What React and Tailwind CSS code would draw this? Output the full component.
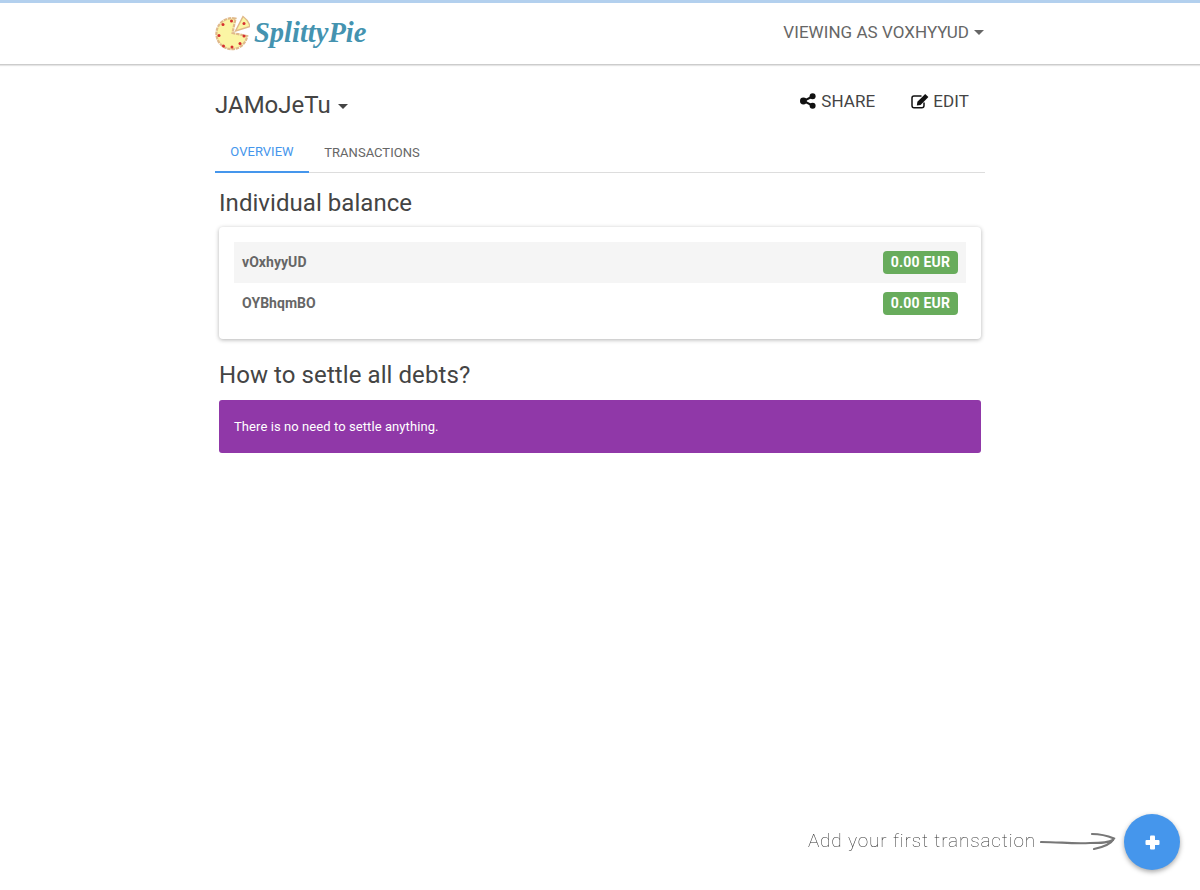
const people = [
  { name: 'vOxhyyUD', amount: '0.00 EUR', striped: true },
  { name: 'OYBhqmBO', amount: '0.00 EUR' },
]

function Caret({ className }) {
  return <span className={`inline-block w-0 h-0 border-x-[5px] border-x-transparent border-t-[5px] ${className}`} />
}

function PizzaLogo() {
  return (
    <svg width="36" height="36" viewBox="0 0 36 36">
      <path d="M21.5 3.6 A15.5 15.5 0 1 0 33.2 21 L18.5 18 Z" fill="#fbf5a4" stroke="#e0b98a" strokeWidth="2.2" strokeDasharray="3.5 0.8" />
      <path d="M21.5 16 L29 1.5 C32.5 4 35 7.5 36 11.5 Z" fill="#fbf5a4" stroke="#e0b98a" strokeWidth="1.5" />
      <circle cx="30" cy="8.5" r="1.5" fill="#d62f2f" />
      <circle cx="17.5" cy="6" r="1.5" fill="#d62f2f" />
      <circle cx="9" cy="9.5" r="1.5" fill="#d62f2f" />
      <circle cx="5" cy="20.5" r="1.5" fill="#d62f2f" />
      <circle cx="9.5" cy="31" r="1.5" fill="#d62f2f" />
      <circle cx="18" cy="32" r="1.5" fill="#d62f2f" />
      <circle cx="26" cy="28.5" r="1.5" fill="#d62f2f" />
      <circle cx="30" cy="21" r="1.5" fill="#d62f2f" />
    </svg>
  )
}

function ShareIcon() {
  return (
    <svg width="16" height="16" viewBox="0 0 16 16" fill="#111">
      <path d="M12.5 3.5 L3.5 8 L12.5 12.5" fill="none" stroke="#111" strokeWidth="2" />
      <circle cx="12.6" cy="3.3" r="3" />
      <circle cx="3.4" cy="8" r="3.4" />
      <circle cx="12.6" cy="12.7" r="3" />
    </svg>
  )
}

function EditIcon() {
  return (
    <svg width="18" height="16" viewBox="0 0 18 16" fill="none">
      <path d="M13 9.5 V12.5 C13 14 12 14.8 10.8 14.8 H3 C1.8 14.8 1 14 1 12.5 V5 C1 3.8 1.8 2.9 3 2.9 H10.5" stroke="#111" strokeWidth="1.5" />
      <path d="M14.2 1 L17.4 4.1 L9.6 11.9 L5.8 12.6 L6.4 8.8 Z" fill="#111" />
    </svg>
  )
}

function PlusIcon() {
  return (
    <svg width="15" height="15" viewBox="0 0 15 15" fill="#fff">
      <rect x="5" y="0.5" width="5" height="14" rx="1" />
      <rect x="0.5" y="5" width="14" height="5" rx="1" />
    </svg>
  )
}

function Arrow() {
  return (
    <svg width="76" height="22" viewBox="0 0 76 22" fill="none" stroke="#777" strokeWidth="2.2" strokeLinecap="round">
      <path d="M1 11 C20 11 32 13 50 12 C60 12 68 12 73 9" />
      <path d="M52 3 C60 3 68 5 74 7.5 C71 13 64 16 54 18" />
    </svg>
  )
}

export default function App() {
  return (
    <div className="min-h-[890px] bg-white font-['Roboto',sans-serif] text-[#333]">
      <header className="h-[65px] border-t-[3px] border-t-[#b3d0ee] border-b border-b-[#cccccc] shadow-[0_1px_1px_rgba(0,0,0,0.1)] bg-white">
        <div className="mx-auto w-[770px] h-full flex items-center justify-between">
          <div className="flex items-center gap-[4px] -mt-[2px] -ml-[1px]">
            <PizzaLogo />
            <span className="font-['Liberation_Serif',serif] italic font-bold text-[28.5px] leading-none text-[#4493b0] mt-[2px]">SplittyPie</span>
          </div>
          <div className="flex items-center gap-[5px] text-[17px] text-[#666] -mt-[2px] pr-[1px] tracking-[0.04px]">
            VIEWING AS VOXHYYUD
            <Caret className="border-t-[#666]" />
          </div>
        </div>
      </header>

      <main className="mx-auto w-[770px]">
        <div className="flex items-start justify-between pt-[22px] h-[63px]">
          <div className="flex items-center gap-[7px] text-[24px] leading-[36px] text-[#444]">
            JAMoJeTu
            <Caret className="border-t-[#444] mt-[2px]" />
          </div>
          <div className="flex items-center text-[17px] leading-[30px] text-[#444] pr-[16px] -mt-[1px] tracking-[0.08px]">
            <span className="flex items-center gap-[5px] mr-[35px] -translate-x-[1px]"><ShareIcon />SHARE</span>
            <span className="flex items-center gap-[4px]"><EditIcon />EDIT</span>
          </div>
        </div>

        <nav className="flex h-[45px] border-b border-[#ddd] text-[13px] tracking-[0.03px]">
          <span className="h-[45px] w-[94px] pt-[4px] flex items-center justify-center border-b-2 border-[#4596ec] text-[#4596ec]">OVERVIEW</span>
          <span className="h-[45px] w-[126px] pt-[4px] flex items-center justify-center text-[#666]">TRANSACTIONS</span>
        </nav>

        <section className="px-1">
          <h2 className="text-[24px] leading-[30px] mt-[15px] mb-[9px] text-[#444] tracking-[0.05px]">Individual balance</h2>
          <div className="rounded-[4px] bg-white shadow-[0_1px_4px_rgba(0,0,0,0.3)] p-[15px]">
            {people.map((p) => (
              <div key={p.name} className={`h-[41px] flex items-center justify-between px-2 ${p.striped ? 'bg-[#f5f5f5]' : ''}`}>
                <span className="text-[14px] font-bold text-[#666] tracking-[0.05px]">{p.name}</span>
                <span className="w-[75px] h-[23px] flex items-center justify-center rounded-[4px] bg-[#68ac5c] text-white text-[14px] font-bold tracking-[0.2px]">{p.amount}</span>
              </div>
            ))}
          </div>

          <h2 className="text-[24px] leading-[30px] mt-[21px] mb-[10px] text-[#444] tracking-[0.08px]">How to settle all debts?</h2>
          <div className="h-[53px] flex items-center px-[15px] rounded-[3px] bg-[#9038a8] text-white text-[13px] tracking-[0.08px]">
            There is no need to settle anything.
          </div>
        </section>
      </main>

      <div className="fixed right-5 bottom-5 flex items-center gap-[8px]">
        <div className="flex items-center gap-[4px]">
          <span className="font-['Roboto',sans-serif] font-thin text-[19px] tracking-[0.85px] text-[#333] -mt-[2px]">Add your first transaction</span>
          <Arrow />
        </div>
        <button className="w-14 h-14 rounded-full bg-[#4596ec] flex items-center justify-center shadow-[0_2px_5px_rgba(0,0,0,0.35)]">
          <PlusIcon />
        </button>
      </div>
    </div>
  )
}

■ TASK
Reproduce every line precisely as given, omitting all pictures.

■ COMPLETE OUTPUT
What React and Tailwind CSS code would draw this? Output the full component.
const people = [
  { name: 'vOxhyyUD', amount: '0.00 EUR', striped: true },
  { name: 'OYBhqmBO', amount: '0.00 EUR' },
]

function Caret({ className }) {
  return <span className={`inline-block w-0 h-0 border-x-[5px] border-x-transparent border-t-[5px] ${className}`} />
}

function PizzaLogo() {
  return (
    <svg width="36" height="36" viewBox="0 0 36 36">
      <path d="M21.5 3.6 A15.5 15.5 0 1 0 33.2 21 L18.5 18 Z" fill="#fbf5a4" stroke="#e0b98a" strokeWidth="2.2" strokeDasharray="3.5 0.8" />
      <path d="M21.5 16 L29 1.5 C32.5 4 35 7.5 36 11.5 Z" fill="#fbf5a4" stroke="#e0b98a" strokeWidth="1.5" />
      <circle cx="30" cy="8.5" r="1.5" fill="#d62f2f" />
      <circle cx="17.5" cy="6" r="1.5" fill="#d62f2f" />
      <circle cx="9" cy="9.5" r="1.5" fill="#d62f2f" />
      <circle cx="5" cy="20.5" r="1.5" fill="#d62f2f" />
      <circle cx="9.5" cy="31" r="1.5" fill="#d62f2f" />
      <circle cx="18" cy="32" r="1.5" fill="#d62f2f" />
      <circle cx="26" cy="28.5" r="1.5" fill="#d62f2f" />
      <circle cx="30" cy="21" r="1.5" fill="#d62f2f" />
    </svg>
  )
}

function ShareIcon() {
  return (
    <svg width="16" height="16" viewBox="0 0 16 16" fill="#111">
      <path d="M12.5 3.5 L3.5 8 L12.5 12.5" fill="none" stroke="#111" strokeWidth="2" />
      <circle cx="12.6" cy="3.3" r="3" />
      <circle cx="3.4" cy="8" r="3.4" />
      <circle cx="12.6" cy="12.7" r="3" />
    </svg>
  )
}

function EditIcon() {
  return (
    <svg width="18" height="16" viewBox="0 0 18 16" fill="none">
      <path d="M13 9.5 V12.5 C13 14 12 14.8 10.8 14.8 H3 C1.8 14.8 1 14 1 12.5 V5 C1 3.8 1.8 2.9 3 2.9 H10.5" stroke="#111" strokeWidth="1.5" />
      <path d="M14.2 1 L17.4 4.1 L9.6 11.9 L5.8 12.6 L6.4 8.8 Z" fill="#111" />
    </svg>
  )
}

function PlusIcon() {
  return (
    <svg width="15" height="15" viewBox="0 0 15 15" fill="#fff">
      <rect x="5" y="0.5" width="5" height="14" rx="1" />
      <rect x="0.5" y="5" width="14" height="5" rx="1" />
    </svg>
  )
}

function Arrow() {
  return (
    <svg width="76" height="22" viewBox="0 0 76 22" fill="none" stroke="#777" strokeWidth="2.2" strokeLinecap="round">
      <path d="M1 11 C20 11 32 13 50 12 C60 12 68 12 73 9" />
      <path d="M52 3 C60 3 68 5 74 7.5 C71 13 64 16 54 18" />
    </svg>
  )
}

export default function App() {
  return (
    <div className="min-h-[890px] bg-white font-['Roboto',sans-serif] text-[#333]">
      <header className="h-[65px] border-t-[3px] border-t-[#b3d0ee] border-b border-b-[#cccccc] shadow-[0_1px_1px_rgba(0,0,0,0.1)] bg-white">
        <div className="mx-auto w-[770px] h-full flex items-center justify-between">
          <div className="flex items-center gap-[4px] -mt-[2px] -ml-[1px]">
            <PizzaLogo />
            <span className="font-['Liberation_Serif',serif] italic font-bold text-[28.5px] leading-none text-[#4493b0] mt-[2px]">SplittyPie</span>
          </div>
          <div className="flex items-center gap-[5px] text-[17px] text-[#666] -mt-[2px] pr-[1px] tracking-[0.04px]">
            VIEWING AS VOXHYYUD
            <Caret className="border-t-[#666]" />
          </div>
        </div>
      </header>

      <main className="mx-auto w-[770px]">
        <div className="flex items-start justify-between pt-[22px] h-[63px]">
          <div className="flex items-center gap-[7px] text-[24px] leading-[36px] text-[#444]">
            JAMoJeTu
            <Caret className="border-t-[#444] mt-[2px]" />
          </div>
          <div className="flex items-center text-[17px] leading-[30px] text-[#444] pr-[16px] -mt-[1px] tracking-[0.08px]">
            <span className="flex items-center gap-[5px] mr-[35px] -translate-x-[1px]"><ShareIcon />SHARE</span>
            <span className="flex items-center gap-[4px]"><EditIcon />EDIT</span>
          </div>
        </div>

        <nav className="flex h-[45px] border-b border-[#ddd] text-[13px] tracking-[0.03px]">
          <span className="h-[45px] w-[94px] pt-[4px] flex items-center justify-center border-b-2 border-[#4596ec] text-[#4596ec]">OVERVIEW</span>
          <span className="h-[45px] w-[126px] pt-[4px] flex items-center justify-center text-[#666]">TRANSACTIONS</span>
        </nav>

        <section className="px-1">
          <h2 className="text-[24px] leading-[30px] mt-[15px] mb-[9px] text-[#444] tracking-[0.05px]">Individual balance</h2>
          <div className="rounded-[4px] bg-white shadow-[0_1px_4px_rgba(0,0,0,0.3)] p-[15px]">
            {people.map((p) => (
              <div key={p.name} className={`h-[41px] flex items-center justify-between px-2 ${p.striped ? 'bg-[#f5f5f5]' : ''}`}>
                <span className="text-[14px] font-bold text-[#666] tracking-[0.05px]">{p.name}</span>
                <span className="w-[75px] h-[23px] flex items-center justify-center rounded-[4px] bg-[#68ac5c] text-white text-[14px] font-bold tracking-[0.2px]">{p.amount}</span>
              </div>
            ))}
          </div>

          <h2 className="text-[24px] leading-[30px] mt-[21px] mb-[10px] text-[#444] tracking-[0.08px]">How to settle all debts?</h2>
          <div className="h-[53px] flex items-center px-[15px] rounded-[3px] bg-[#9038a8] text-white text-[13px] tracking-[0.08px]">
            There is no need to settle anything.
          </div>
        </section>
      </main>

      <div className="fixed right-5 bottom-5 flex items-center gap-[8px]">
        <div className="flex items-center gap-[4px]">
          <span className="font-['Roboto',sans-serif] font-thin text-[19px] tracking-[0.85px] text-[#333] -mt-[2px]">Add your first transaction</span>
          <Arrow />
        </div>
        <button className="w-14 h-14 rounded-full bg-[#4596ec] flex items-center justify-center shadow-[0_2px_5px_rgba(0,0,0,0.35)]">
          <PlusIcon />
        </button>
      </div>
    </div>
  )
}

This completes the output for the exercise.